FLIGHT Centre Limited (FLT) has upgraded its profit guidance for the 2010/11 financial year, listing trading profit before tax at between $243 million and $247 million.
The result includes about $4 million in one-off donations that were announced early in the second half to help those affected by the tragic events in Queensland and Christchurch.
FLT’s result is above the $220M-$240m target outlined previously and represents 22.5 – 24.5 per cent growth on the $198.5 million 2009/2010 result.
Managing director Graham Turner (pictured) says the result will also surpass the $201 million Profit Before Tax (PBT), achieved during 2007/08, which was previously the company’s record year.
“This result is more than 20 per cent higher than our previous record. For the first time, we have generated profits in each of the 10 countries we operate wholly-owned businesses in,” he says.
“This includes the United States, which has achieved its first full year profit in the 12 years that FLT has operated in the country.”
FLT’s record profit was achieved despite the effects of the Queensland floods and cyclones, the Christchurch earthquakes, the tsunami in Japan and the short-term disruptions to air travel following the recent ash clouds.
Results have generally improved in both the corporate and leisure travel sectors, with strongest growth recorded in both the corporate and leisure travel sectors, with strongest growth recorded in corporate.
Leisure customers have been more discerning during 2010/11, but have continued to travel in solid numbers.
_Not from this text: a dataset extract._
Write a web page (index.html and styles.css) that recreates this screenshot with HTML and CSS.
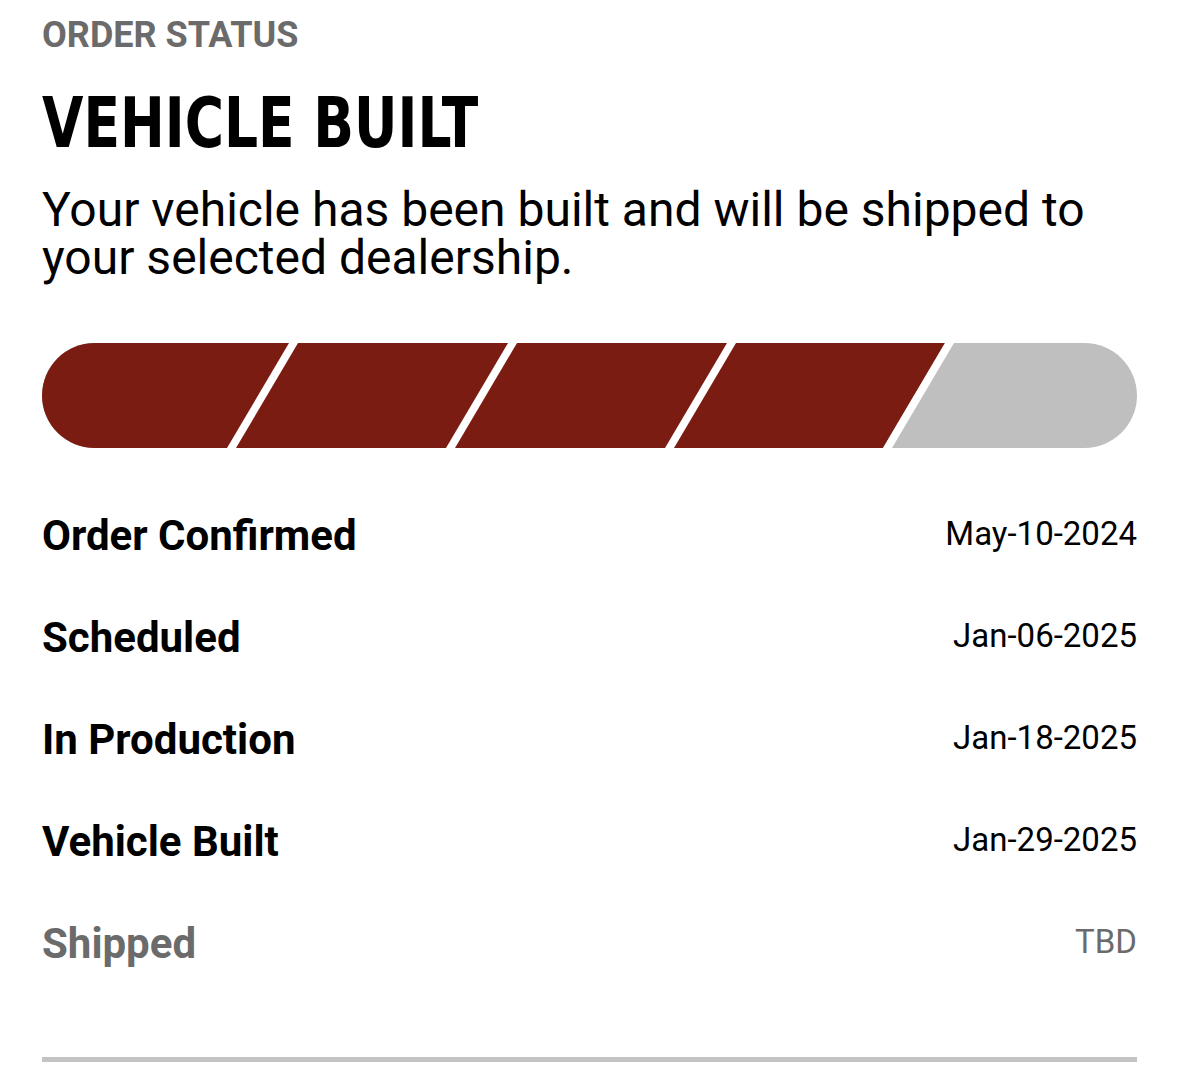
FILE: index.html
```html
<!DOCTYPE html>
<html>
<head>
  <title>Order Status</title>
  <meta charset="UTF-8">
  <link rel="stylesheet" href="styles.css">
</head>
<body>
  <div class="page">
    <div class="eyebrow">ORDER STATUS</div>
    <h1 class="status-title">VEHICLE BUILT</h1>
    <p class="status-text">Your vehicle has been built and will be shipped to your selected dealership.</p>

    <!-- progress: 4 of 5 steps done -->
    <div class="progress">
      <svg width="1095" height="105" viewBox="0 0 1095 105">
        <defs>
          <clipPath id="pill">
            <rect x="0" y="0" width="1095" height="105" rx="52.5" ry="52.5"/>
          </clipPath>
        </defs>
        <g clip-path="url(#pill)">
          <rect x="0" y="0" width="1095" height="105" fill="#bfbfbf"/>
          <polygon points="0,0 903,0 841,105 0,105" fill="#7b1c12"/>
          <polygon points="247,0 256,0 194,105 185,105" fill="#fff"/>
          <polygon points="466,0 475,0 413,105 404,105" fill="#fff"/>
          <polygon points="685,0 694,0 632,105 623,105" fill="#fff"/>
          <polygon points="903,0 912,0 850,105 841,105" fill="#fff"/>
        </g>
      </svg>
    </div>

    <div class="steps">
      <div class="step">
        <span class="step-name">Order Confirmed</span>
        <span class="step-date">May-10-2024</span>
      </div>
      <div class="step">
        <span class="step-name">Scheduled</span>
        <span class="step-date">Jan-06-2025</span>
      </div>
      <div class="step">
        <span class="step-name">In Production</span>
        <span class="step-date">Jan-18-2025</span>
      </div>
      <div class="step">
        <span class="step-name">Vehicle Built</span>
        <span class="step-date">Jan-29-2025</span>
      </div>
      <div class="step pending">
        <span class="step-name">Shipped</span>
        <span class="step-date">TBD</span>
      </div>
    </div>

    <div class="divider"></div>
  </div>
</body>
</html>
```

FILE: styles.css
```css
body {
  margin: 0;
  background: #fff;
  font-family: Roboto, "Noto Sans", sans-serif;
  color: #000;
}

.page {
  padding: 14px 42px 0 42px;
}

.eyebrow {
  font-size: 36px;
  font-weight: 700;
  color: #6b6b6b;
  line-height: 42px;
}

/* no narrow face installed, squeeze the condensed one */
.status-title {
  margin: 27px 0 0 0;
  font-family: "DejaVu Sans Condensed", "DejaVu Sans", sans-serif;
  font-size: 70px;
  font-weight: 700;
  line-height: 80px;
  transform: scaleX(0.85);
  transform-origin: left center;
}

.status-text {
  margin: 23px 0 0 0;
  font-size: 48px;
  line-height: 48px;
}

.progress {
  margin-top: 61px;
  height: 105px;
}

.progress svg {
  display: block;
}

.steps {
  margin-top: 36px;
}

.step {
  display: flex;
  justify-content: space-between;
  align-items: center;
  height: 102px;
}

.step-name {
  font-size: 42px;
  font-weight: 700;
}

.step-date {
  font-size: 33px;
  margin-bottom: 4px;
}

.step.pending .step-name,
.step.pending .step-date {
  color: #6b6b6b;
}

.divider {
  margin-top: 63px;
  height: 5px;
  background: #c4c4c4;
}
```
In Australia, domestic leisure tourism has not yet rebounded, but this has been offset by solid growth in international ticket numbers.
“The company hasn’t experienced the soft demand that retailers in some other sectors have reported – this is partly a reflection of the product we sell,” says Turner.
“A holiday isn’t considered discretionary spending – taking time out for one or two extended breaks in Australia or overseas during a long working year is an annual ritual.
“In the current climate, leisure customers are finding compelling reasons to take-off overseas, with international airfares remaining highly affordable and the strong dollar delivering a secondary benefit.”
In the US, retail and wholesale results were below initial expectations, but the corporate travel and global product buying businesses performed strongly.
Despite the improved bottom-line performance for a second successive year in the US, FLT believes the non-cash goodwill adjustment that it has flagged previously in relation to the acquired liberty business is likely. The size of any adjustment will be disclosed if and when it’s finalised.
Turner says the company will target further profit growth in all markets during 2011/12.
“As we saw during the second half of 2010/11, challenges are sure to arise, but we start the New Year (FY) with strong foundations and with strategies in place to drive further improvements,” he says.
“Assuming normal trading conditions, we will initially target 10 per cent profit and total transaction volume growth.”
FLT will release audited 2010/11 accounts and will provide additional commentary on its performance and outlook on August 23, 2011.
FLT shares are trading at $21.20.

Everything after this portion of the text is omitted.